Chris Luckett
There will never be a sequel to Jurassic Park that beats the original, or even comes close. Not only was it a crossroads of entertainment, art, and technological innovation that was very of its exact time, but the awe of witnessing dinosaurs brought to realistic life for the first time on screen can never truly be recaptured or recreated.
It’s for this reason that so many arguments between fans of the film series centre instead around which sequel is better. (For the record, count me in the Jurassic Park III camp.) Neither can compare to the original, so the only fair evaluation is between sequels. Coming over a dozen years after the last adventure of man vs. dinosaur and hubris, Jurassic World can now be tossed into that debate.

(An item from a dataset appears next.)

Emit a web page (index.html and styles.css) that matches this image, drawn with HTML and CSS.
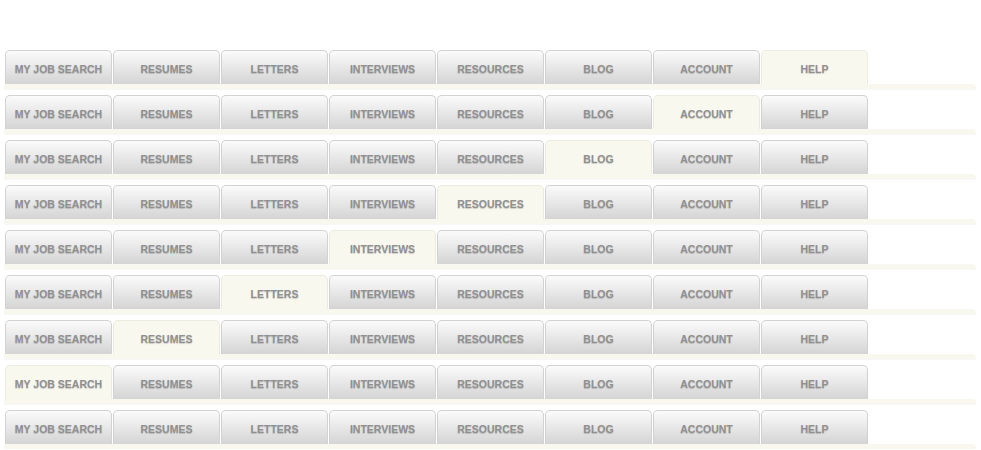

Two decades after the test run of tycoon John Hammond’s dinosaur preserve on Isla Nublar ended in disaster and death, the island has been reclaimed and Hammond’s dream fully realized. Jurassic World is the theme park Hammond envisioned, complete with a monorail, an aviary, and a mosasaur feeding show.
Claire Dearing (Bryce Dallas Howard) is the parks operation manager, in charge of the satisfaction of millions of annual park visitors and accountable to the park’s owner, Simon Masrani (Irrfan Khan), for keeping the numbers up. Each time a new dinosaur has been introduced, attendance has spiked, but after twenty years of the extinct creatures walking the Earth again, people just no longer care.

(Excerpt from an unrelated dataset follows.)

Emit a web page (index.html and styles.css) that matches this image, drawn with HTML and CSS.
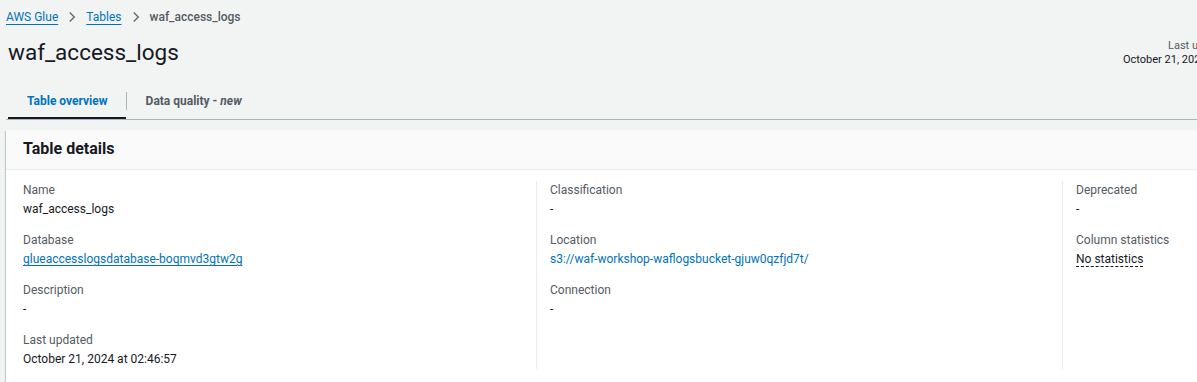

Claire is tasked with doing something new and bold to get people’s interest back, which leads her and her genetics team (headed by Jurassic Park’s Henry Wu, played by the returning BD Wong) to genetically engineering what they hope to be the most terrifying dinosaur ever. They succeed, creating the nightmarish Indominus rex. And surely enough, Claire and her team quickly find they’ve created a threat they don’t properly understand and can’t hope to control.

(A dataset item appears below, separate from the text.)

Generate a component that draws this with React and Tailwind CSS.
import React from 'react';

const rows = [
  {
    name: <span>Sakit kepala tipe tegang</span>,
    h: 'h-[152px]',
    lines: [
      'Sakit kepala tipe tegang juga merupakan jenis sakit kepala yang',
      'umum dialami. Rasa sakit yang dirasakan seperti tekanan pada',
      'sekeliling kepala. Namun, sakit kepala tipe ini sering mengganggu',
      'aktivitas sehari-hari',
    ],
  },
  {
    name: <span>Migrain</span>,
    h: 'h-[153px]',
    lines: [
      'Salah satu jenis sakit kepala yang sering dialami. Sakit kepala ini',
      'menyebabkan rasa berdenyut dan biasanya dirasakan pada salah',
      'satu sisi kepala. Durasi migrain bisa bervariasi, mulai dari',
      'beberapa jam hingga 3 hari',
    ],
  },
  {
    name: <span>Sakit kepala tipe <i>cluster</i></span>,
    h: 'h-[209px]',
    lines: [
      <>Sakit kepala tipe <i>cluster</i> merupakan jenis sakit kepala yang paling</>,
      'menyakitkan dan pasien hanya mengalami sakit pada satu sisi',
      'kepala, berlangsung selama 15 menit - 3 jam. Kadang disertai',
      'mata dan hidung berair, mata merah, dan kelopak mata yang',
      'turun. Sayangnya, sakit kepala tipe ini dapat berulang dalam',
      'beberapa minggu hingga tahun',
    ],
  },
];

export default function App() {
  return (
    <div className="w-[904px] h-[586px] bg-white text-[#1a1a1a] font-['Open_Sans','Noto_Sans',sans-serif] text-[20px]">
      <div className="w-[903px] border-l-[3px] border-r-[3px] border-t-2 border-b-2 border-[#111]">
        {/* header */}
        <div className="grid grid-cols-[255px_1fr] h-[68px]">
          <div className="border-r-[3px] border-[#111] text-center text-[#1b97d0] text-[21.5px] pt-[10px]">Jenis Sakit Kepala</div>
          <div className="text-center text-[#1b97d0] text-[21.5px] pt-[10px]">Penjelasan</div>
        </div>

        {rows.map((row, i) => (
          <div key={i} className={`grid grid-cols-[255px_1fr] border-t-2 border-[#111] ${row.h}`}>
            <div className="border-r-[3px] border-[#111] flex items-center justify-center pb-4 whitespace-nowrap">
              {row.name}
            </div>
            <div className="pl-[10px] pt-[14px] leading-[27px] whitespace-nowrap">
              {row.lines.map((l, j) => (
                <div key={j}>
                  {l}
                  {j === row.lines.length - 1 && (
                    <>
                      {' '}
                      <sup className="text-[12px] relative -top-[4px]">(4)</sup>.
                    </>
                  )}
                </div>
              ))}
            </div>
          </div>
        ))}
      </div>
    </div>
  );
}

Action star of last year’s Guardians of the Galaxy and The LEGO Movie Chris Pratt continues his meteoric rise as Owen Grady, heir apparent to Indiana Jones and Alan Grant. Owen’s in charge of the raptors, and has survived in that position by imprinting as the alpha of the raptor pack. The raptors answer to him, but him alone, and are always one submissive look away from taking his life.
No Jurassic Park movie would be complete without children to put in danger, either, and Jurassic World doesn’t drop the ball. Claire’s nephews Zach (Nick Robinson) and Gray (Ty Simpkins) happen to be visiting the park the very day the I. rex escapes and, wouldn’t you know it, they’re stuck way on the opposite side of the island, alongside a predator unlike anything ever faced.
There are other plot threads as well, including a militant security head played by Vincent D’Onofrio who has some radically dangerous ideas for the use of velociraptors, but the bulk of the action involves Owen, Claire, Zach, and Gray (not to mention 20,000 trapped visitors) surviving the dinosaurian rampage.
Director Colin Trevorrow has the unenviable task of resurrecting the prehistoric franchise, but manages to avoid the traps that hobbled Terminator: Salvation, Scream 4, and Indiana Jones and the Kingdom of the Crystal Skull. By walking a fine line between stealing from the original Jurassic Park and paying reverence to it, Jurassic World is a solidly coherent movie on its own and a sequel that builds on the original.
Pratt and Howard are both wonderful, playing off each other like in the best banter scenes of Raiders of the Lost Ark or Romancing the Stone. Khan is refreshing as a Hammond-type whose crime isn’t scientific arrogance but ignorance of what his scientists are doing. And Wong, clearly enjoying a much larger role for Wu this time around, maliciously chews his lines with the joy that comes from getting a 22-year callback.
The screenplay does a fantastic job of establishing all the pieces of the movie’s game board over the opening half-hour, before setting everything in motion. It’s not a revolutionary formula, but it’s a very effective one, and executed here with aplomb. The only time Jurassic World stumbles is during a poorly conceived plot detour involving weaponized raptors, but the movie rights itself relatively quickly.
It should be stressed, for those who might not be prepared, that Jurassic World is by far the most bloody, brutally violent, and frightening movie in the series. Much like the on-screen crowds that Claire points out are bored with the usual stuff, audiences nowadays seem to require more and more bloodlust to be filled, which leads to more deaths in this movie than in the first three combined, and often in quite dark or brutal fashions.
Speaking personally, Jurassic Park is my all-time favourite movie. I’ve been waiting 14 years for a new movie in the series, and frankly, despite trying desperately to manage my hopes over the last year or so, I went into Jurassic World with slightly higher than realistic expectations. Even so, I wasn’t disappointed.
The debate over the best Jurassic Park sequel finally has a clear victor. It may not come close to the wonder and spectacle of the 1993 original, but Jurassic World is insanely fun, visually dazzling, and exactly what you want from a modern summer blockbuster.